Boot camps for young offenders 'were a failure'
Military-style boot camps designed to deter young criminals from reoffending by instilling military discipline and teaching them to perform drill, have been condemned as a failure in an official report.
A Home Office study found that young men who attended an Army-run detention camp in Essex committed more serious crimes on their release than those who had attended a normal institution.
A similar regime at a Prison Service-run unit in Cheshire reduced reoffending, but only because offenders were found work placements and other help. Drill did nothing to reduce their criminality and they became more badly behaved, the study found.
The boot camp idea was introduced by the former Tory home secretary Michael Howard in response to growing public unease over prolific young offenders. Influenced by Army-style jail units used for young criminals in the United States, Mr Howard ordered in 1997 that offenders – aged 18-21 and regarded as tough enough to cope with the regime – be sent to the Military Corrective Training Centre in Colchester, known to soldiers as the Glasshouse.

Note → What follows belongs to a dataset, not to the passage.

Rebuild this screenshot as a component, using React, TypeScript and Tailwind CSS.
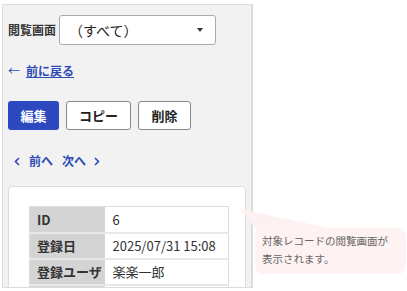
import React from "react";

const font = { fontFamily: '"Noto Sans CJK JP", "Noto Sans", sans-serif' };

export default function App() {
  const rows = [
    ["ID", "6"],
    ["登録日", "2025/07/31 15:08"],
    ["登録ユーザ", "楽楽一郎"],
    ["", ""],
  ];

  return (
    <div className="relative w-[407px] h-[291px] bg-white overflow-hidden" style={font}>
      <div className="ml-[2px] mt-[4px] w-[251px] h-[284px] bg-[#f2f2f2] border border-[#dcdcdc] border-r-2 overflow-hidden px-[5px] pt-[10px]">
        <div className="flex items-center gap-[3px]">
          <span className="text-[12px] font-bold text-[#333]">閲覧画面</span>
          <div className="w-[157px] h-[30px] bg-white border border-[#aaa] rounded-[3px] flex items-center justify-between pl-[9px] pr-[12px]">
            <span className="text-[14px] text-[#222]">（すべて）</span>
            <span className="w-0 h-0 border-l-[3px] border-r-[3px] border-t-[4px] border-l-transparent border-r-transparent border-t-[#333]" />
          </div>
        </div>

        <div className="mt-[17px] flex items-center gap-[6px] text-[12px] text-[#2d4bb3]">
          <span>←</span>
          <a className="underline font-bold">前に戻る</a>
        </div>

        <div className="mt-[21px] flex gap-[7px]">
          <button className="h-[29px] w-[51px] rounded-[3px] bg-[#2c49bf] text-white text-[13px] font-bold">編集</button>
          <button className="h-[29px] w-[65px] rounded-[3px] bg-white border border-[#888] text-[#222] text-[13px] font-bold">コピー</button>
          <button className="h-[29px] w-[53px] rounded-[3px] bg-white border border-[#888] text-[#222] text-[13px] font-bold">削除</button>
        </div>

        <div className="mt-[22px] flex items-center gap-[9px] pl-[6px] text-[12px] font-bold text-[#2d4bb3]">
          <span className="flex items-center gap-[9px]">
            <svg width="6" height="9" viewBox="0 0 6 9"><path d="M5 1L1.5 4.5L5 8" fill="none" stroke="#2d4bb3" strokeWidth="1.6" /></svg>
            前へ
          </span>
          <span className="flex items-center gap-[8px]">
            次へ
            <svg width="6" height="9" viewBox="0 0 6 9"><path d="M1 1L4.5 4.5L1 8" fill="none" stroke="#2d4bb3" strokeWidth="1.6" /></svg>
          </span>
        </div>

        <div className="mt-[16px] h-[120px] bg-white border border-[#ddd] rounded-[4px] pt-[19px] pl-[20px]">
          <table className="border-collapse border border-[#ddd] text-[13px]">
            <tbody>
              {rows.map(([k, v], i) => (
                <tr key={i} className="h-[26px]">
                  <td className="w-[75px] bg-[#d4d4d4] border-b-2 border-[#e8e8e8] pl-[7px] font-bold text-[#333]">{k}</td>
                  <td className="w-[124px] bg-white border-b-2 border-[#e8e8e8] pl-[8px] text-[#333]">{v}</td>
                </tr>
              ))}
            </tbody>
          </table>
        </div>
      </div>

      <svg className="absolute left-[238px] top-[206px]" width="110" height="32" viewBox="0 0 110 32">
        <polygon points="2,3 100,24 22,28" fill="#fef1f1" />
      </svg>
      <div className="absolute left-[255px] top-[228px] w-[151px] h-[46px] rounded-[8px] bg-[#fef2f2] pl-[7px] pt-[4px] text-[10.5px] leading-[18px] text-[#666]">
        <div>対象レコードの閲覧画面が</div>
        <div>表示されます。</div>
      </div>
    </div>
  );
}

An evaluation report published by the Home Office said yesterday that ministers hoped "young offenders would experience, as closely as possible, the military regime and ethos" of the Glasshouse.

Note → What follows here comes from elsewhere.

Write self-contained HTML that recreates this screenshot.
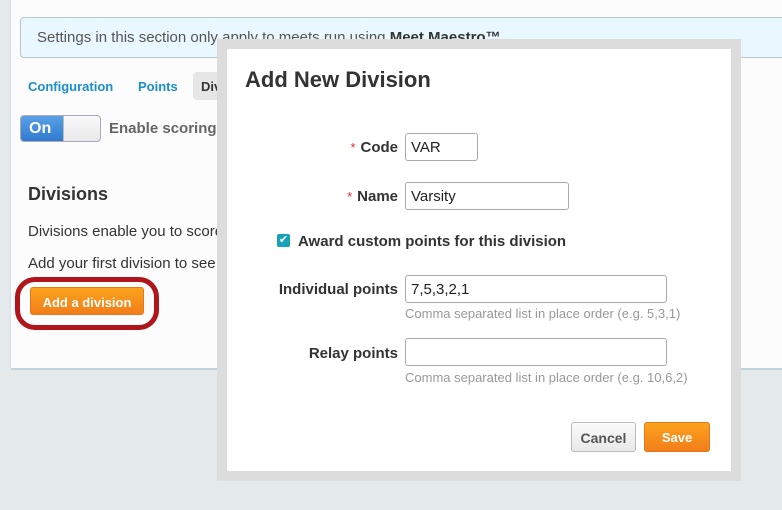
<!DOCTYPE html>
<html><head><style>
*{box-sizing:border-box;margin:0;padding:0}
body{width:782px;height:510px;background:#e4e9ec;font-family:"Liberation Sans",Arial,sans-serif;position:relative;overflow:hidden}
.panel{position:absolute;left:10px;top:-2px;width:790px;height:372px;background:#fcfcfc;border:1px solid #d6e0e4;border-bottom:2px solid #c2d2d8;border-radius:3px}
.info{position:absolute;left:20px;top:17px;width:800px;height:41px;background:#e9f7fe;border:1px solid #b4c6d0;border-radius:4px;font-size:15px;color:#555;padding:11px 16px}
.tab{position:absolute;top:73px;font-size:13px;font-weight:bold;color:#1a8fc9}
.tabact{position:absolute;left:193px;top:72px;width:40px;height:28px;background:#e6e6e6;border-radius:4px;font-size:13px;font-weight:bold;color:#333;padding:7px 8px}
.tog{position:absolute;left:20px;top:115px;width:81px;height:27px;border:1px solid #aab;border-radius:4px;overflow:hidden;background:linear-gradient(#fafafa,#e8e8e8)}
.tog .on{position:absolute;left:0;top:0;width:42px;height:25px;background:linear-gradient(#5aa0e6,#2f7bd0);color:#fff;font-weight:bold;font-size:16px;padding:4px 0 0 8px}
.tog .kn{position:absolute;left:42px;top:0;width:1px;height:25px;background:#bbb}
.t{position:absolute;white-space:nowrap}
.btn{position:absolute;border-radius:3px;font-weight:bold;font-size:13px;text-align:center}
.modal{position:absolute;left:217px;top:39px;width:524px;height:442px;background:#dcdcdc}
.inner{position:absolute;left:10px;top:10px;width:504px;height:422px;background:#fff}
.lbl{position:absolute;font-size:15px;font-weight:bold;color:#333;text-align:right;white-space:nowrap}
.lbl b{color:#e0312b;font-weight:normal;font-size:13px;margin-right:5px}
.inp{position:absolute;height:28px;border:1px solid #aaa;border-radius:3px;font-size:15px;color:#222;padding:5px 5px}
.hint{position:absolute;font-size:13px;color:#999;white-space:nowrap}
</style></head><body>
<div class="panel"></div>
<div class="info">Settings in this section only apply to meets run using <b style="color:#333">Meet Maestro™</b></div>
<div class="tab" style="left:28px;top:79px">Configuration</div>
<div class="tab" style="left:138px;top:79px">Points</div>
<div class="tabact">Divisions</div>
<div class="tog"><div class="on">On</div><div class="kn"></div></div>
<div class="t" style="left:109px;top:120px;font-size:15px;font-weight:bold;color:#666">Enable scoring</div>
<div class="t" style="left:28px;top:184px;font-size:18px;font-weight:bold;color:#333">Divisions</div>
<div class="t" style="left:28px;top:223px;font-size:15px;color:#333">Divisions enable you to score</div>
<div class="t" style="left:28px;top:255px;font-size:15px;color:#333">Add your first division to see</div>
<div style="position:absolute;left:15px;top:277px;width:144px;height:53px;border:5px solid #b0151b;border-radius:20px"></div>
<div class="btn" style="left:30px;top:287px;width:114px;height:28px;background:linear-gradient(#fba21d,#f27e1a);border:1px solid #e07a1a;color:#fff;padding-top:7px">Add a division</div>
<div class="modal"><div class="inner">
<div class="t" style="left:18px;top:18px;font-size:22px;font-weight:bold;color:#333">Add New Division</div>
<div class="lbl" style="right:333px;top:90px"><b>*</b>Code</div>
<div class="inp" style="left:178px;top:84px;width:73px">VAR</div>
<div class="lbl" style="right:333px;top:139px"><b>*</b>Name</div>
<div class="inp" style="left:178px;top:133px;width:164px">Varsity</div>
<div style="position:absolute;left:50px;top:185px;width:13px;height:13px;background:#16a2b8;border-radius:2px;color:#fff;font-size:11px;line-height:13px;text-align:center">✔</div>
<div class="lbl" style="left:71px;top:184px">Award custom points for this division</div>
<div class="lbl" style="right:333px;top:232px">Individual points</div>
<div class="inp" style="left:178px;top:226px;width:262px">7,5,3,2,1</div>
<div class="hint" style="left:178px;top:257px">Comma separated list in place order (e.g. 5,3,1)</div>
<div class="lbl" style="right:333px;top:296px">Relay points</div>
<div class="inp" style="left:178px;top:289px;width:262px"></div>
<div class="hint" style="left:178px;top:321px">Comma separated list in place order (e.g. 10,6,2)</div>
<div class="btn" style="left:344px;top:373px;width:65px;height:30px;background:linear-gradient(#fafafa,#e9e9e9);border:1px solid #bbb;color:#555;padding-top:7px;font-size:14px">Cancel</div>
<div class="btn" style="left:417px;top:373px;width:66px;height:30px;background:linear-gradient(#fba21d,#f27e1a);border:1px solid #e07a1a;color:#fff;padding-top:7px">Save</div>
</div></div>
</body></html>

The offenders were given drilling, marching and physical training and had "rigorous" room and kit inspections. They were denied access to television and telephones and escorted wherever they went.
But the study, which followed offenders for two years after release, found that those at Colchester were more likely to go on and commit violent offences and that their reoffending cost society an average of £839 more than for other young offenders.
The use of Colchester for teenage offenders was stopped by the Government in 1998 because it was deemed "too expensive".
Home Office researchers reported: "Colchester young offenders were not more deterred from offending, did not have more anti-offending attitudes, did not have greater control of aggression, were not better behaved and did not have greater self-control."
A similar scheme set up by the Prison Service in 1996 at Thorn Cross young offenders' institution at Warrington, Cheshire, was more successful and reduced offending rates.
Every £1 spent on the High Intensity Training scheme was reckoned to have saved society £5 in preventing further crime. But the research team found the success of Thorn Cross had less to do with the physical regime than programmes that challenged offending behaviour and found inmates work placements prior to release.
Despite their lack of re- offending, the youths at the Prison Service centre had "increased pro-offending attitudes" and were more badly behaved.
The report concluded: "These regimes [Colchester and Thorn Cross] certainly did not deter offending by tough "boot camp" treatment."
It said many inmates enjoyed the tough regime and that those at Colchester "liked receiving paternalistic advice from masculine role models".
But the tough treatment did not influence future criminality, the report said. "The main message that might be drawn from this evaluation is that more resources should be devoted to offending behaviour and after-care programmes."